## Task requirements
Will you repeat only the lines from the one with "Give me the" through the one with "border-[#dddddd] text-center align-middle", both included, leaving every picture out?

━━━━━━

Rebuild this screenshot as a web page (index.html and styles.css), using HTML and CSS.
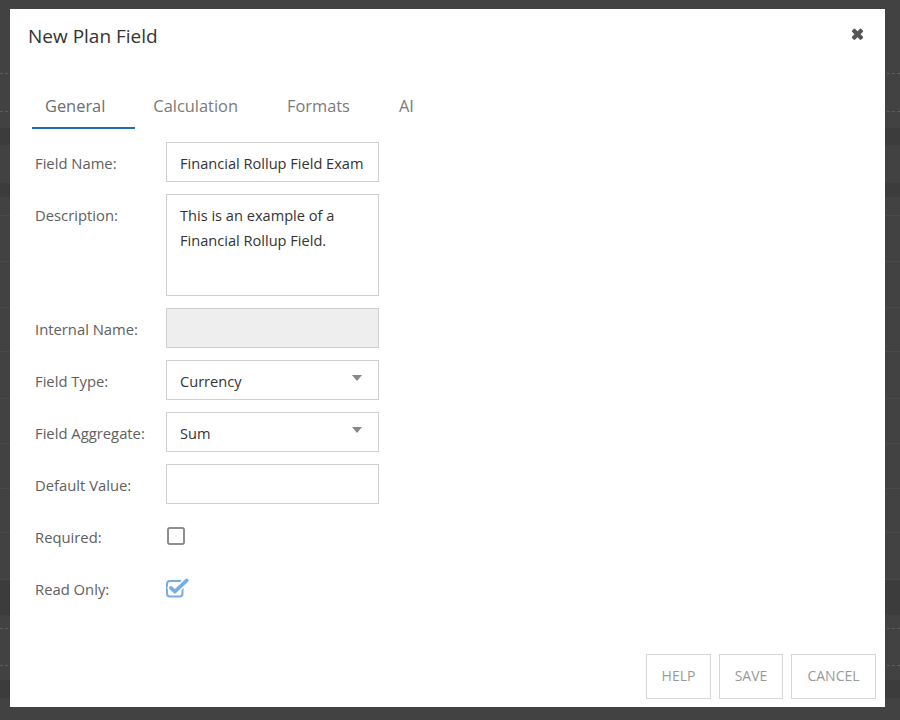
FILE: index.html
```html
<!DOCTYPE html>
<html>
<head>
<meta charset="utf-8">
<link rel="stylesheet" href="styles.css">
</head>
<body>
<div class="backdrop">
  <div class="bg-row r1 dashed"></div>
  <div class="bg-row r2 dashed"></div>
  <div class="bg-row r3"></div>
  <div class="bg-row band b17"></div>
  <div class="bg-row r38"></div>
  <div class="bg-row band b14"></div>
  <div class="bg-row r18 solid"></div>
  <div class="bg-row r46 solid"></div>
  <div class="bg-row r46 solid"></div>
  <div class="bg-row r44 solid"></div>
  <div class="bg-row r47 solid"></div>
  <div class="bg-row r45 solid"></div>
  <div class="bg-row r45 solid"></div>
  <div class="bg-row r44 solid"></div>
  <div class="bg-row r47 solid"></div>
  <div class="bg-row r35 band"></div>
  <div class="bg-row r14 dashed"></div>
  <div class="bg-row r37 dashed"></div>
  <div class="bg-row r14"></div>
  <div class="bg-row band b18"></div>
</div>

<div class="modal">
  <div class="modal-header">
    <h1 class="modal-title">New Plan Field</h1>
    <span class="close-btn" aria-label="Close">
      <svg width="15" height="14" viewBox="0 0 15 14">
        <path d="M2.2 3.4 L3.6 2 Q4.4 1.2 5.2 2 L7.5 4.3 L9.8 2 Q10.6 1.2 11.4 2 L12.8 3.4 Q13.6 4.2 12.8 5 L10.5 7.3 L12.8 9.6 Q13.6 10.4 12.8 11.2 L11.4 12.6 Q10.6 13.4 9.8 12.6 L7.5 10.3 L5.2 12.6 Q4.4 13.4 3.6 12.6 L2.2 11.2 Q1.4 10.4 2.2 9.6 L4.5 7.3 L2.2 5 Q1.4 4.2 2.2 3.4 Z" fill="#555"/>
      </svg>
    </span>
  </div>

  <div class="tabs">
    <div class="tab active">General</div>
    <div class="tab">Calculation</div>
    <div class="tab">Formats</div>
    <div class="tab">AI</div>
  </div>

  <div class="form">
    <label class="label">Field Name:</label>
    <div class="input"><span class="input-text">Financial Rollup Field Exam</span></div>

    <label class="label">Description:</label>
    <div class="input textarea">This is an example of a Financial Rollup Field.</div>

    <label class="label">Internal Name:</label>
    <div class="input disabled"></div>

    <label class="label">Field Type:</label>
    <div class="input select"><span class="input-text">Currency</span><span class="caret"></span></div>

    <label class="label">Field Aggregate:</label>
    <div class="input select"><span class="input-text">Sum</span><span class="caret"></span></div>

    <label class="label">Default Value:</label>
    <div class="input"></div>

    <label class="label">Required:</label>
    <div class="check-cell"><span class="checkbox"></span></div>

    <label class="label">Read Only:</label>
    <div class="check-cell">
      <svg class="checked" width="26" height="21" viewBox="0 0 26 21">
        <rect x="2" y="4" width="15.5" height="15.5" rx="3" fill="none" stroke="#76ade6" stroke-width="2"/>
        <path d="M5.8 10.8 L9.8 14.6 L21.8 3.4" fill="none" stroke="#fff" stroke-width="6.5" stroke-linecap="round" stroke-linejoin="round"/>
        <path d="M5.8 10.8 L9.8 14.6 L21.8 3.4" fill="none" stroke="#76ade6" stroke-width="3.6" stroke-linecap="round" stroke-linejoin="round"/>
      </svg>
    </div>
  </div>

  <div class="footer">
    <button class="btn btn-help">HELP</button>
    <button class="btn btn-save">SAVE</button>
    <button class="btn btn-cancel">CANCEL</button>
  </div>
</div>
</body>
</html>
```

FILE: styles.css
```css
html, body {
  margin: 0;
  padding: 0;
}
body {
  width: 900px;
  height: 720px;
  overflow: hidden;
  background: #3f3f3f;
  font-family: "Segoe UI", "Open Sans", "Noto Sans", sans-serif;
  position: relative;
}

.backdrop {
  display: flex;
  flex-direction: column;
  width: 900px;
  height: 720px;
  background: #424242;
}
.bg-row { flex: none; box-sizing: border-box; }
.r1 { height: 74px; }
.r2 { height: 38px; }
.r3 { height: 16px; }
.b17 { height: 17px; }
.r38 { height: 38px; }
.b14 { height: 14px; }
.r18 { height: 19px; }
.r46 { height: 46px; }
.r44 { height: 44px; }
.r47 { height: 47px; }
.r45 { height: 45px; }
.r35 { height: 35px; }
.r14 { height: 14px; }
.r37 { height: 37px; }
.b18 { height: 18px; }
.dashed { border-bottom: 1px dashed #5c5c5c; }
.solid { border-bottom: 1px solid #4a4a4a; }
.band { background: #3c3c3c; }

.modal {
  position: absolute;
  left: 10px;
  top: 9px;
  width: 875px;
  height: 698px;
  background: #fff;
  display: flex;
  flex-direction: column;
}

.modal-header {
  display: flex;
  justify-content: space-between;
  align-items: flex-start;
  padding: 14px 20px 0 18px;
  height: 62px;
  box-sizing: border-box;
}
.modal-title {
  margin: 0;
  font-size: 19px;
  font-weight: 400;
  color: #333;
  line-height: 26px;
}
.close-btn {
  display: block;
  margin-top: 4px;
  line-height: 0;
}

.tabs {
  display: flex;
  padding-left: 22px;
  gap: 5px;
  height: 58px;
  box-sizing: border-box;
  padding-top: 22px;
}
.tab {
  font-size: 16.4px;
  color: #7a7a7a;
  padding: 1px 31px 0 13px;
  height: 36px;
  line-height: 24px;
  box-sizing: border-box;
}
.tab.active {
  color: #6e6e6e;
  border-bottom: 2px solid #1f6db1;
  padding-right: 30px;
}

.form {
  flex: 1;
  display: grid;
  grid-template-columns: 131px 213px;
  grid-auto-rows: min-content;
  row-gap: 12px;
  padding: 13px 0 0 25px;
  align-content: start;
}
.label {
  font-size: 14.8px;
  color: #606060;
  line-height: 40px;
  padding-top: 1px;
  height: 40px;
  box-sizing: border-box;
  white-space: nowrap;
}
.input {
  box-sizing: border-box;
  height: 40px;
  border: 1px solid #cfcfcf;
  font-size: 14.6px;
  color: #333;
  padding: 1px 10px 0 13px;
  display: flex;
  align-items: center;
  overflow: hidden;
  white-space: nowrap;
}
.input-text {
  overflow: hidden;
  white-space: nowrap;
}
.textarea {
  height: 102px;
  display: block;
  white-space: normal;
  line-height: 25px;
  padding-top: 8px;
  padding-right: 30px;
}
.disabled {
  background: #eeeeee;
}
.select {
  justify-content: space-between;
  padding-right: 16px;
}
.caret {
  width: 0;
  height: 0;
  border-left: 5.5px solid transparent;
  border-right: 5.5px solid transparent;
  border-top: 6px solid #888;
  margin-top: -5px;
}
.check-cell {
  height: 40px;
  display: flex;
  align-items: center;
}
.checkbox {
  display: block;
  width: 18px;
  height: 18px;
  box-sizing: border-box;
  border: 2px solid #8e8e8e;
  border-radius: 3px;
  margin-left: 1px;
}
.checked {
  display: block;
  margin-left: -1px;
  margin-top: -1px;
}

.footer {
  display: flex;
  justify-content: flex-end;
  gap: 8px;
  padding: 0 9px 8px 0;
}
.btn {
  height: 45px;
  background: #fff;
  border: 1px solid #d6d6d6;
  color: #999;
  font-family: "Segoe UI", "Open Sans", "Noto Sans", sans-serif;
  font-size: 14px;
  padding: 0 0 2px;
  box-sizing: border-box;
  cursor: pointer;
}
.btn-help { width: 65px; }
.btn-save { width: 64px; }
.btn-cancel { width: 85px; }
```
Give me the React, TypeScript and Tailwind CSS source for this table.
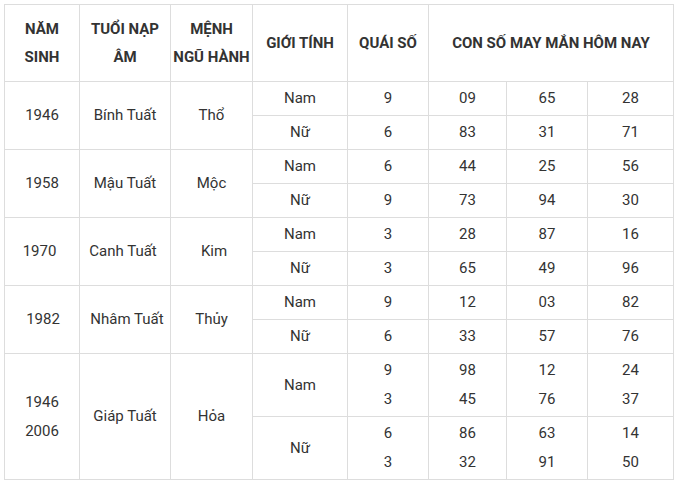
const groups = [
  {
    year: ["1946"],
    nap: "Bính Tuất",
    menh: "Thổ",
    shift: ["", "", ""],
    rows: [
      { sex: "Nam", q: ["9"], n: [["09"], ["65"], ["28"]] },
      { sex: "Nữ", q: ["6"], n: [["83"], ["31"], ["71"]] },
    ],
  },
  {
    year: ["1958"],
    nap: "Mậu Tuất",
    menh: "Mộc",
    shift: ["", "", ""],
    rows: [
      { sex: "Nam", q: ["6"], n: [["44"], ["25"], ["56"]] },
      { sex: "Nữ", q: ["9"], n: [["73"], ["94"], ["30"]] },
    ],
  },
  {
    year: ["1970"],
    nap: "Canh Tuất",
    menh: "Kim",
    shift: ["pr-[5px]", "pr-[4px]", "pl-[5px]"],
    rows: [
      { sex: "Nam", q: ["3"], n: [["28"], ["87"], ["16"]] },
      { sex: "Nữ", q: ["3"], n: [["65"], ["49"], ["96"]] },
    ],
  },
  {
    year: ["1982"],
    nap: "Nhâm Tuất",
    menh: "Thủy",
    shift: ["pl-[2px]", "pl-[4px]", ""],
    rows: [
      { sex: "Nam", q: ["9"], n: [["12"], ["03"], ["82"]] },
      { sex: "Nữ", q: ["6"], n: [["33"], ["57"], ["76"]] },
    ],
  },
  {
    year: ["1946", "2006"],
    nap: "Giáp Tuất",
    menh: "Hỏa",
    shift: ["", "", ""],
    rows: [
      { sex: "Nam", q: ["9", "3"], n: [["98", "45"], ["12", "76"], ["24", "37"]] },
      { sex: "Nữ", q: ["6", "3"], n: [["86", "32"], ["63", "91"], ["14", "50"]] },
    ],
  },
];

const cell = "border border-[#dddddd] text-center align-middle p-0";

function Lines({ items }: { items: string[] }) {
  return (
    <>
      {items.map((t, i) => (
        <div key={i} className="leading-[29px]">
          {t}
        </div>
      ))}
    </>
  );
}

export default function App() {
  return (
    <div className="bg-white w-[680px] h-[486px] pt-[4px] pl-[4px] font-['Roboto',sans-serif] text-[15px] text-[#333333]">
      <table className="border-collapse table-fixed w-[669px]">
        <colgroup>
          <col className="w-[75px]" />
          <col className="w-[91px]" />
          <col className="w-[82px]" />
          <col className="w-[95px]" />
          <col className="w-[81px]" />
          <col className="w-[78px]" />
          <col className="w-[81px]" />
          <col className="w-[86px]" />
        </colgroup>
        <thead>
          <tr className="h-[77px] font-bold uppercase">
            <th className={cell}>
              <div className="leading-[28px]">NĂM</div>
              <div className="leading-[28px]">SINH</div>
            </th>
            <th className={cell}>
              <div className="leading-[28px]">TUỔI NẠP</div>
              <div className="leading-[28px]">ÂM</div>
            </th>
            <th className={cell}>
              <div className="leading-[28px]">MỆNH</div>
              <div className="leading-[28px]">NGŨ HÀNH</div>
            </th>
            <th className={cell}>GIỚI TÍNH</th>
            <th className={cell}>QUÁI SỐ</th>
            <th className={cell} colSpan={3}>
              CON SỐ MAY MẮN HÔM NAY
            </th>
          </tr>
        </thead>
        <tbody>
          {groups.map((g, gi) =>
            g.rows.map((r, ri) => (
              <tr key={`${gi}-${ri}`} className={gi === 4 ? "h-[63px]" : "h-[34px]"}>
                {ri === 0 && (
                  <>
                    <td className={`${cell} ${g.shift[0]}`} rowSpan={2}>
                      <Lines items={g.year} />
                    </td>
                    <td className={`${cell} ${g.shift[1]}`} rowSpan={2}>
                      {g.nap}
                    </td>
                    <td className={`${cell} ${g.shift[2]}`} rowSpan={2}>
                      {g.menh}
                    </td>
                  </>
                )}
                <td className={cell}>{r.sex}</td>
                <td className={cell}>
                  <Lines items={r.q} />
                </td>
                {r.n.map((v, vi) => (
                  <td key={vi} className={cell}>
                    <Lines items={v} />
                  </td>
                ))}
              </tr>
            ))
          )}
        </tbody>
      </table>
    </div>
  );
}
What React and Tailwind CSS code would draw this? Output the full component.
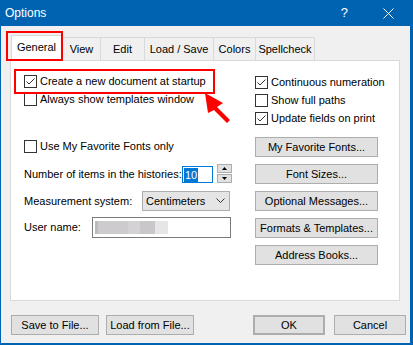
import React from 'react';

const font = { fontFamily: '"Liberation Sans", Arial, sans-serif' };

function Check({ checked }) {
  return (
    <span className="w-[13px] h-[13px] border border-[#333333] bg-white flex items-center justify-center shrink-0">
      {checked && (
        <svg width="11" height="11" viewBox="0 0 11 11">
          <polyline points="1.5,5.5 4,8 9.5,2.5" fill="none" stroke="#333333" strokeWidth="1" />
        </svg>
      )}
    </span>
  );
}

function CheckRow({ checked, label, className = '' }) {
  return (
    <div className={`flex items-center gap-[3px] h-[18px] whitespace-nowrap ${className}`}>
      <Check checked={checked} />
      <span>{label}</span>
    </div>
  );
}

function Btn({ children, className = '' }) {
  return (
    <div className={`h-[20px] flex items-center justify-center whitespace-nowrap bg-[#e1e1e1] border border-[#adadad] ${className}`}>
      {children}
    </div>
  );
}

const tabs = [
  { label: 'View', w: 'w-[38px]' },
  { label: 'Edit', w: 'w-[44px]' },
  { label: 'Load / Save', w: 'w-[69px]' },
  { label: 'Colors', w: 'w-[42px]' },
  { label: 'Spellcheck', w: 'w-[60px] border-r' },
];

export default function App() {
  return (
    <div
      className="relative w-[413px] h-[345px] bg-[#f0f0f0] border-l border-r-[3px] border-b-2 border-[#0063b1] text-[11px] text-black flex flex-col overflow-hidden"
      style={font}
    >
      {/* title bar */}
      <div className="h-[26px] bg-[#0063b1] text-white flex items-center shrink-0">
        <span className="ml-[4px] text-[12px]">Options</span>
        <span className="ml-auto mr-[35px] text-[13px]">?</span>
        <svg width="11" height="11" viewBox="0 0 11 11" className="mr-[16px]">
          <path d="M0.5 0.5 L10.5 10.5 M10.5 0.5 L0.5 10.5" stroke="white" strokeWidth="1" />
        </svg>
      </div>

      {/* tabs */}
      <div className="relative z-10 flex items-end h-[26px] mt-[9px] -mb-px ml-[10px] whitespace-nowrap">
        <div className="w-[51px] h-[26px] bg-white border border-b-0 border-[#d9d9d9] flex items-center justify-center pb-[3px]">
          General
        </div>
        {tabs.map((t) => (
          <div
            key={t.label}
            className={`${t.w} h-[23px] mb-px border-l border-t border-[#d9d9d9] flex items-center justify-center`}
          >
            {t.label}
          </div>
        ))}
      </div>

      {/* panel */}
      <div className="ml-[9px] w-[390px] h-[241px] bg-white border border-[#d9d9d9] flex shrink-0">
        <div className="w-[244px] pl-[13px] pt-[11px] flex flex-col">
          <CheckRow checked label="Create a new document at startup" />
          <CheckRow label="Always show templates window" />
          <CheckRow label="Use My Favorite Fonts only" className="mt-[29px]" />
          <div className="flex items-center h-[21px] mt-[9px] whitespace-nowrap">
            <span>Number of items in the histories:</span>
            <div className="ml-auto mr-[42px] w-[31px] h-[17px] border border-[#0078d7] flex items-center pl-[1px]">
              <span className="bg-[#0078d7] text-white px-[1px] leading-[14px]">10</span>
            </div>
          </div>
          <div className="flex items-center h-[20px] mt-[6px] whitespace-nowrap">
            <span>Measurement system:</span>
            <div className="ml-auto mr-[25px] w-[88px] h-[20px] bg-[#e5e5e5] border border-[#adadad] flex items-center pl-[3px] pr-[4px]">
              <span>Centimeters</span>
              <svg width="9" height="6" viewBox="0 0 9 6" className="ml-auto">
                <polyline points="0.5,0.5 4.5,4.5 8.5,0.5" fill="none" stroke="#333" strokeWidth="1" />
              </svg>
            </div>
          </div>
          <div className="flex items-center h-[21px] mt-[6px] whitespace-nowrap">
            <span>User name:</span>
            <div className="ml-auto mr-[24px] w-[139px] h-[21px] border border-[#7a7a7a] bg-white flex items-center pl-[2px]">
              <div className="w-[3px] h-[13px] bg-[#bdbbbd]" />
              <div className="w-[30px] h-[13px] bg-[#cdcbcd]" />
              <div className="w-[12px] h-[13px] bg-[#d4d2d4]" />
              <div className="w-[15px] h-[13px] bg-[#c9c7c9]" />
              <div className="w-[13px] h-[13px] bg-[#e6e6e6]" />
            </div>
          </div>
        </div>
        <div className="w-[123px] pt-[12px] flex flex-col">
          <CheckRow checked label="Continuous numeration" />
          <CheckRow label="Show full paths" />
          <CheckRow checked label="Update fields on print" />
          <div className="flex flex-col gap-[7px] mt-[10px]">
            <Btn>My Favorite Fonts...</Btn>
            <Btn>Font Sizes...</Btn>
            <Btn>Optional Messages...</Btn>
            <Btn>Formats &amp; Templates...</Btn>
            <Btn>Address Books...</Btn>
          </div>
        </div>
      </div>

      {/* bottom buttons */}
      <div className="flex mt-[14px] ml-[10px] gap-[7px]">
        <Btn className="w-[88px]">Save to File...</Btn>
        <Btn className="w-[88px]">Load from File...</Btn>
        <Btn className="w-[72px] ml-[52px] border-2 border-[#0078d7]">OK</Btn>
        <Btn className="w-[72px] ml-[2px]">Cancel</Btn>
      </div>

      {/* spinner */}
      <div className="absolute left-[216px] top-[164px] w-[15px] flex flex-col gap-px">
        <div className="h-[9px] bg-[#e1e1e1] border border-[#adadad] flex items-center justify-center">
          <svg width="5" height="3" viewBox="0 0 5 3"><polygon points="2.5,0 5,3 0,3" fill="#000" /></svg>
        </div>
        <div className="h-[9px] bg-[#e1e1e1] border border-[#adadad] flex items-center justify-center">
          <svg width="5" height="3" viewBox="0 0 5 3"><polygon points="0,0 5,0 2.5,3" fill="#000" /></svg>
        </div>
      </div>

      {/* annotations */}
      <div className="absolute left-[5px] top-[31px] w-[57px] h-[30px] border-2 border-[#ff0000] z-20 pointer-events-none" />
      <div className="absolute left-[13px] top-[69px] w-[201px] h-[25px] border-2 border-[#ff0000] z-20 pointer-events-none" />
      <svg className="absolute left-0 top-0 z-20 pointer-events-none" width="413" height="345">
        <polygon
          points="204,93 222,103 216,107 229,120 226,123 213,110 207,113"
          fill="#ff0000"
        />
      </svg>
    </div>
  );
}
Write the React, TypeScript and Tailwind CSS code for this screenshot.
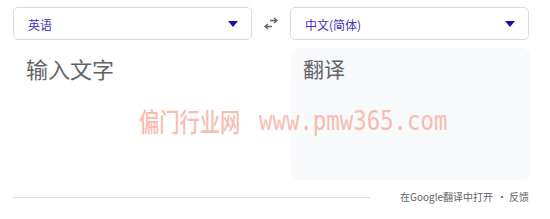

━━━━━━

## Written response
Give me the React, TypeScript and Tailwind CSS source for this table.
const groups = [
  {
    year: ["1946"],
    nap: "Bính Tuất",
    menh: "Thổ",
    shift: ["", "", ""],
    rows: [
      { sex: "Nam", q: ["9"], n: [["09"], ["65"], ["28"]] },
      { sex: "Nữ", q: ["6"], n: [["83"], ["31"], ["71"]] },
    ],
  },
  {
    year: ["1958"],
    nap: "Mậu Tuất",
    menh: "Mộc",
    shift: ["", "", ""],
    rows: [
      { sex: "Nam", q: ["6"], n: [["44"], ["25"], ["56"]] },
      { sex: "Nữ", q: ["9"], n: [["73"], ["94"], ["30"]] },
    ],
  },
  {
    year: ["1970"],
    nap: "Canh Tuất",
    menh: "Kim",
    shift: ["pr-[5px]", "pr-[4px]", "pl-[5px]"],
    rows: [
      { sex: "Nam", q: ["3"], n: [["28"], ["87"], ["16"]] },
      { sex: "Nữ", q: ["3"], n: [["65"], ["49"], ["96"]] },
    ],
  },
  {
    year: ["1982"],
    nap: "Nhâm Tuất",
    menh: "Thủy",
    shift: ["pl-[2px]", "pl-[4px]", ""],
    rows: [
      { sex: "Nam", q: ["9"], n: [["12"], ["03"], ["82"]] },
      { sex: "Nữ", q: ["6"], n: [["33"], ["57"], ["76"]] },
    ],
  },
  {
    year: ["1946", "2006"],
    nap: "Giáp Tuất",
    menh: "Hỏa",
    shift: ["", "", ""],
    rows: [
      { sex: "Nam", q: ["9", "3"], n: [["98", "45"], ["12", "76"], ["24", "37"]] },
      { sex: "Nữ", q: ["6", "3"], n: [["86", "32"], ["63", "91"], ["14", "50"]] },
    ],
  },
];

const cell = "border border-[#dddddd] text-center align-middle p-0";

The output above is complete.